VANCOUVER ISLAND, B.C. – As the weather warms up, more boats will be populating the waters off of Vancouver Island.
And if they see a blow, boaters are being reminded to go slow and give whales a very wide berth.
The Marine Education & Research Society is striving to have “See a Blow? Go Slow!” signs all along B.C.’s coast to reduce the risk of collision for the sake of both boater and whale safety.
The society says that this is essential, now that humpback whales have returned from the brink of extinction.
“Especially around the Discovery Island area, in the last two years, it truly has been an explosion in terms of a shift of humpacks from other areas,” the society’s humpback researcher Jackie Hildering said.
“Last year, just in the Campbell River area alone, we were able to identify 86 different individuals, not at the same time, but in all of 2018. So this is really significant.”
While the society has helped install 130 such signs, it has much higher aspirations.
“We want a sign at every marina and boat ramp, and ferry dock on B.C.’s coast,” Hildering said. “The need is that acute.”
The group also notes that humpbacks they behave very differently from whales like Orca that boaters are more used to seeing on our coast.
“People think, ‘Oh, a whale is an Orca,’ but Orcas usually go in one direction, they’re big dolphins so they’re usually at the surface so you don’t get the same sort of acrobatics,” Hildering said. “Generally the best way to describe humpbacks is they’re unpredictable.”
Hildering said there have been “horrible accidents” involving whales and boaters, including boats ricocheting off of humpbacks, and one humpback being hit twice by two different boats.
“There just really is this huge gap between the return of humpbacks… and that people blithely continue driving (their boats) as if nothing could suddenly surface, and I think boaters have gotten away with that for a really long time because we have not had the big whales in shore waters.”
Close encounters can be deadly for humans, as well.
“There is everything from somebody who is paralyzed on our coast, to somebody who has had to get reconstructive facial surgery, there is the material damage to boats, there’s somebody who has been thrown from a boat, and the list goes on and on,” Hildering said.
Sign costs are approximately $68 (price depends on shipping costs) and the sign would include the name of each gift recipient (or the logo of the buyers’ choosing).
A donation can be given in the amount of the sign’s value leading to your getting a tax receipt.
“Not only can people help by sponsoring (a sign), if they are unable to sponsor but they have a connection with a marina or boat ramp, where they know there’s need, we will get them a sign,” Hildering said.
For more on the signs, contact [email protected].
Canada’s Marine Mammal Regulations were updated in July 2018. They include:
No person shall approach a marine mammal to, or to attempt to,
(a) feed it; swim with it or interact with it; move it or entice or cause it to move from the immediate vicinity in which it is found; separate it from members of its group or go between it and a calf; trap it or its group between a vessel and the shore or between a vessel and one or more other vessels; or tag or mark it.

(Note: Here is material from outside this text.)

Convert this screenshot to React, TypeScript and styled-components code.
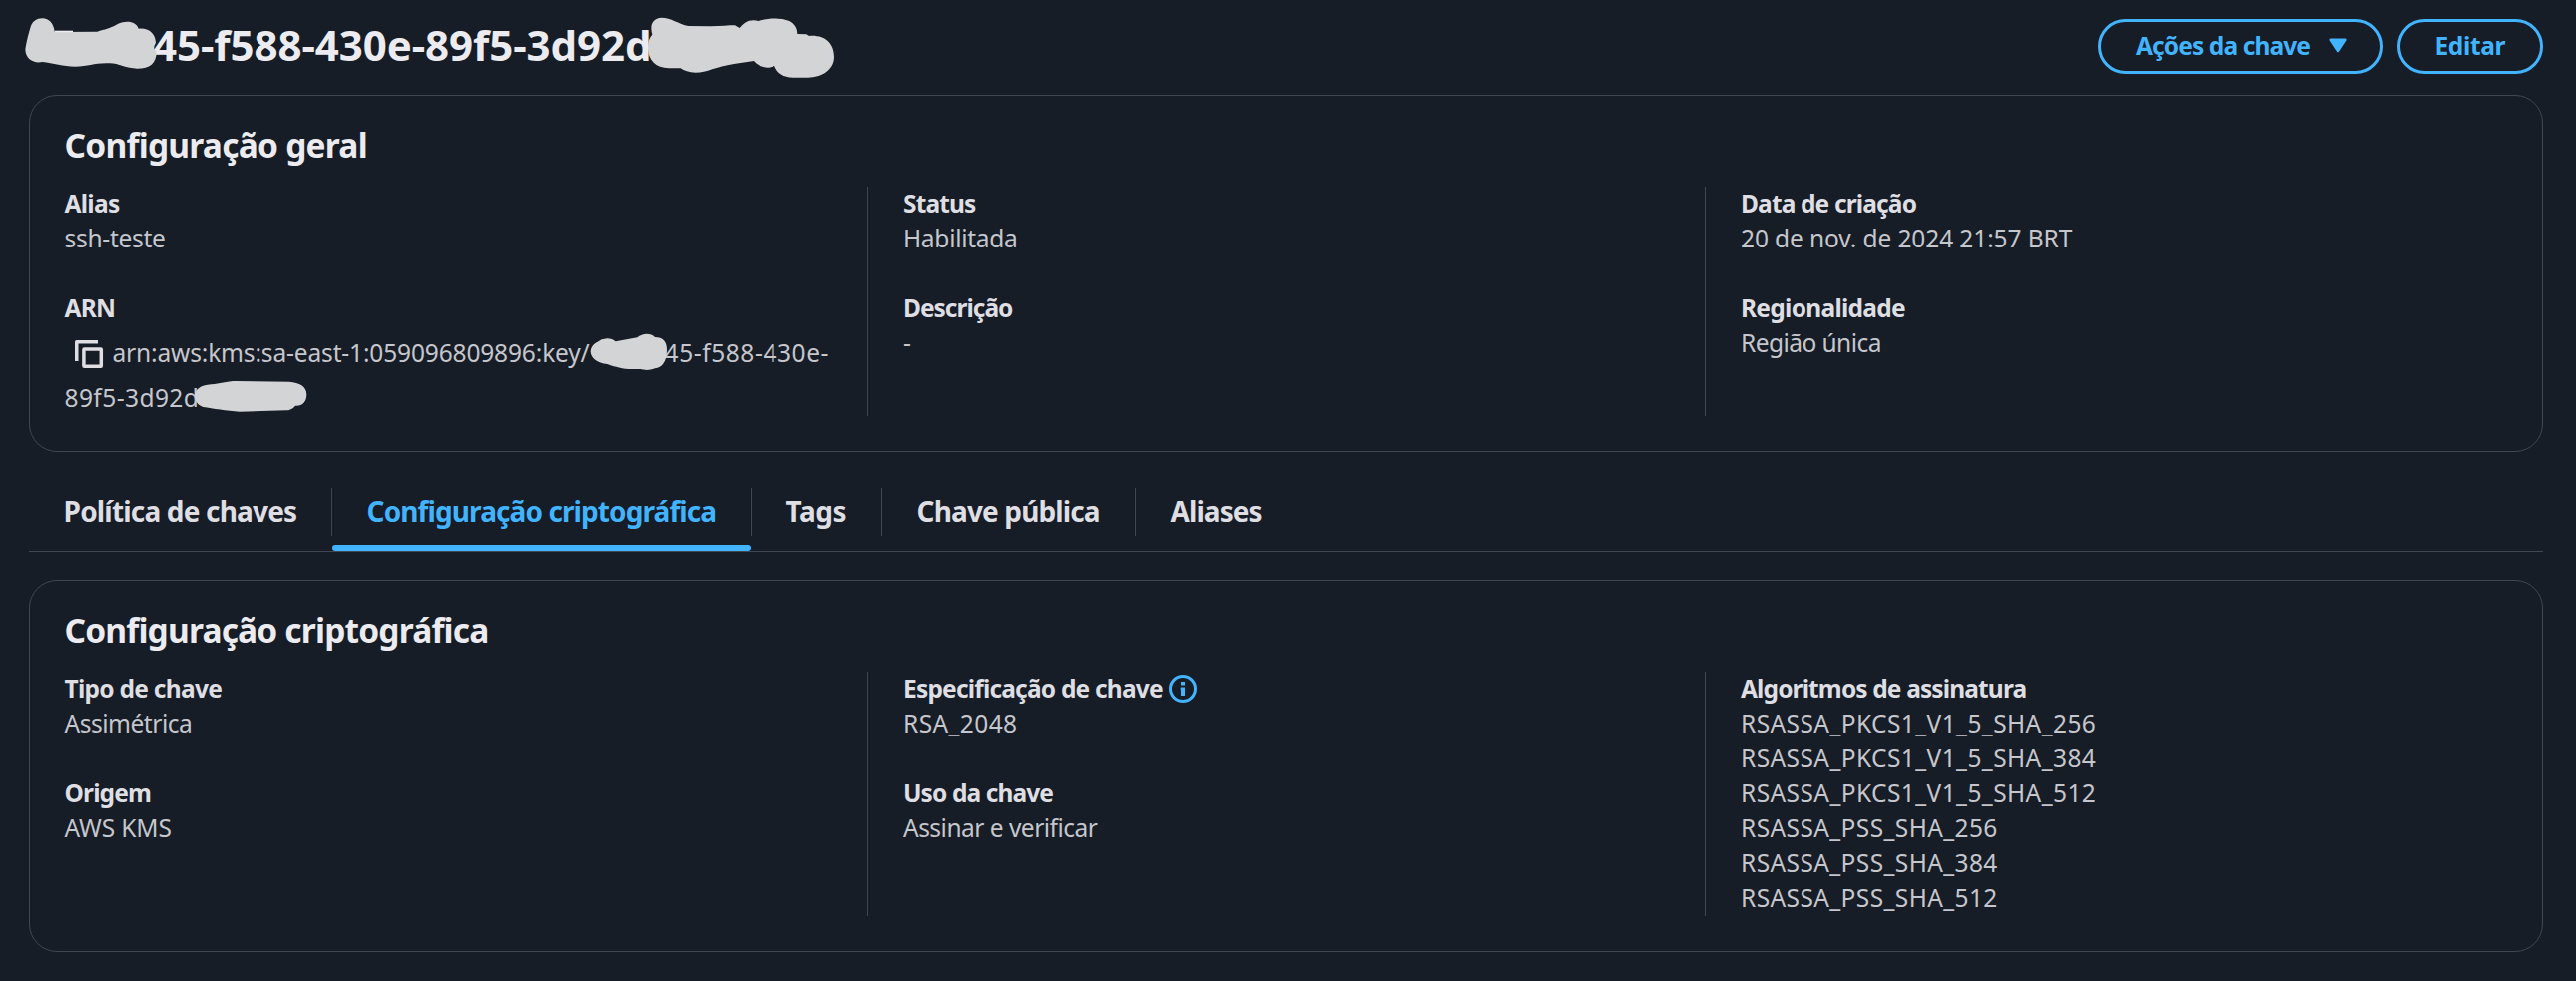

Minimum approach distances for vessels:
– 200 m for all Killer Whales (in Pacific waters); 200 m for whale, dolphin and porpoise species with calves or in resting position; and 100 m for all other whales, dolphins and porpoises.
Mandatory reporting of any accidental contact between a marine mammal and a vehicle or fishing gear (DFO Incident Reporting Line 1-800-465-4336).
If you suspect you are in the vicinity of whales, slow down. Speed should not be more than seven knots when 200 to 400 metres from a whale.
Do not position beside “bait balls” of small schooling fish (as indicated by aggregations of birds).
Stay clear of the whale’s path.
And do not approach the whale within 200 metres.
If a whale surfaces within 200m of your vessel, place your engine in neutral (or ideally shut off the engine) until the whales are beyond 200 metres.